Heine indeed fathomed the secrets of Love much more deeply than Goethe. Whereas Heine sang of Love in every major and minor key, Goethe appears to have emphasised chiefly its transitoriness. “Love, as Goethe knows it,” says Professor Seeley, “is very tender, and has a lyric note as fresh as that of a song-bird. In his Autobiography one love-passage succeeds another, but each comes speedily to an end. How far in each case he was to blame is a matter of controversy. But he seems to betray a way of thinking about women such as might be natural to an Oriental sultan. ‘I was in that agreeable phase,’ he writes, ‘when a new passion had begun to spring up in me before the old one had quite disappeared.’ About Frederika he blames himself without reserve, and uses strong expressions of contrition; but he forgets the matter strangely soon. In his distress of mind he says he found riding, and especially skating, bring much relief. This reminds us of the famous letter to the Frau von Stein about coffee. He is always ready in a moment to shake off the deepest impressions and receive new ones; and he never looks back.... Goethe was a man of the old régime.... Had he entered into the reforming movement of his age, he might have striven to elevate women.... He certainly felt at times that all was not right in the status of women (‘woman’s fate is pitiable’), and how narrowly confined was their happiness (wie enggebunden ist des Weibes Glück) ... but he was not a reformer of institutions.”

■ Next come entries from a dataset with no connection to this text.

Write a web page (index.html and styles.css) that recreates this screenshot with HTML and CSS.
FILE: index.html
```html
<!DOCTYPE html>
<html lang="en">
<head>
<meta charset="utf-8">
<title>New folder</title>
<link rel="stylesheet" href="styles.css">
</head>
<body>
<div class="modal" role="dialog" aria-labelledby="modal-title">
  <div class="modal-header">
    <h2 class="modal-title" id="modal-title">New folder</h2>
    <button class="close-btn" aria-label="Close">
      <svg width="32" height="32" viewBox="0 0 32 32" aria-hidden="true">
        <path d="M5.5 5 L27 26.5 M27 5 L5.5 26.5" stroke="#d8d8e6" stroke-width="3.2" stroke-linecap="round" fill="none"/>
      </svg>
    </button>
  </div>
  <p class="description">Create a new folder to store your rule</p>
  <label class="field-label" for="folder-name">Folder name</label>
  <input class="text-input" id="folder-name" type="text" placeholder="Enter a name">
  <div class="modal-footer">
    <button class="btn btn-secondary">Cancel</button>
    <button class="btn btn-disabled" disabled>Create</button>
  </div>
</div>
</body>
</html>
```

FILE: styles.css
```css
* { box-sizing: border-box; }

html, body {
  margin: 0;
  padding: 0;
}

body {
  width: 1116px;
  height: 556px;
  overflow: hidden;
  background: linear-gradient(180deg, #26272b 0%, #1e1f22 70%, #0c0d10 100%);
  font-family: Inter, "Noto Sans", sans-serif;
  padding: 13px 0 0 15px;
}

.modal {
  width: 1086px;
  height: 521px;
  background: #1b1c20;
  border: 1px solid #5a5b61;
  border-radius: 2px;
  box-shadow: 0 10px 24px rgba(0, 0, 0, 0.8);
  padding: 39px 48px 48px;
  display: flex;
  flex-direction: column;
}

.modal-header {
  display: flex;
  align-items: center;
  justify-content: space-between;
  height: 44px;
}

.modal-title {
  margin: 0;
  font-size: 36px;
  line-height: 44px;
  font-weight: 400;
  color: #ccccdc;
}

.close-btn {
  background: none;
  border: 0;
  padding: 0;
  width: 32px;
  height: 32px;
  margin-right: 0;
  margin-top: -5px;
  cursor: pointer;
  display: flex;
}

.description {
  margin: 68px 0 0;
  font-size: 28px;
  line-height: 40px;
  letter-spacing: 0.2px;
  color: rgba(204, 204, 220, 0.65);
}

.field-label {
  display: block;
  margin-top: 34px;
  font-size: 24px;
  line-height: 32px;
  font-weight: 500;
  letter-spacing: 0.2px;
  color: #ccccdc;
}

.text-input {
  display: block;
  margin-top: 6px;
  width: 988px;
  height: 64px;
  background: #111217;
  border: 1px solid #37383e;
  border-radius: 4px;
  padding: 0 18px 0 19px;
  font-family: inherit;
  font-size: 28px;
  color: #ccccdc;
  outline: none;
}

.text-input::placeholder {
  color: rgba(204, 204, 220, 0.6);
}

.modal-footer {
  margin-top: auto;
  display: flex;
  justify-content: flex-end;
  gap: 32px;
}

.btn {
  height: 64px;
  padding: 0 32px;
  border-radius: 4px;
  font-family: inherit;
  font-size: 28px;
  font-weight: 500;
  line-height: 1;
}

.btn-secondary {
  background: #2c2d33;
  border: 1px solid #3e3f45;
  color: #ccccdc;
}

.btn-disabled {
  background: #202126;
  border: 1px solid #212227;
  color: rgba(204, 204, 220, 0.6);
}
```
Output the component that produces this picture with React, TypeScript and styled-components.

A reformer of institutions, however, has apparently just arisen in Berlin. For we read that at a private female seminary the girls received the following subject for an essay: “There is from the Ideas of Plato, the atoms of Democritus, the Substance of Spinoza, the monads of Leibnitz, and from the subjective mental forms of Kant, the proof to bring, that the philosophy it never neglected has the to-be-calculated results of their hypotheses with their into-perception-falling effects to compare.”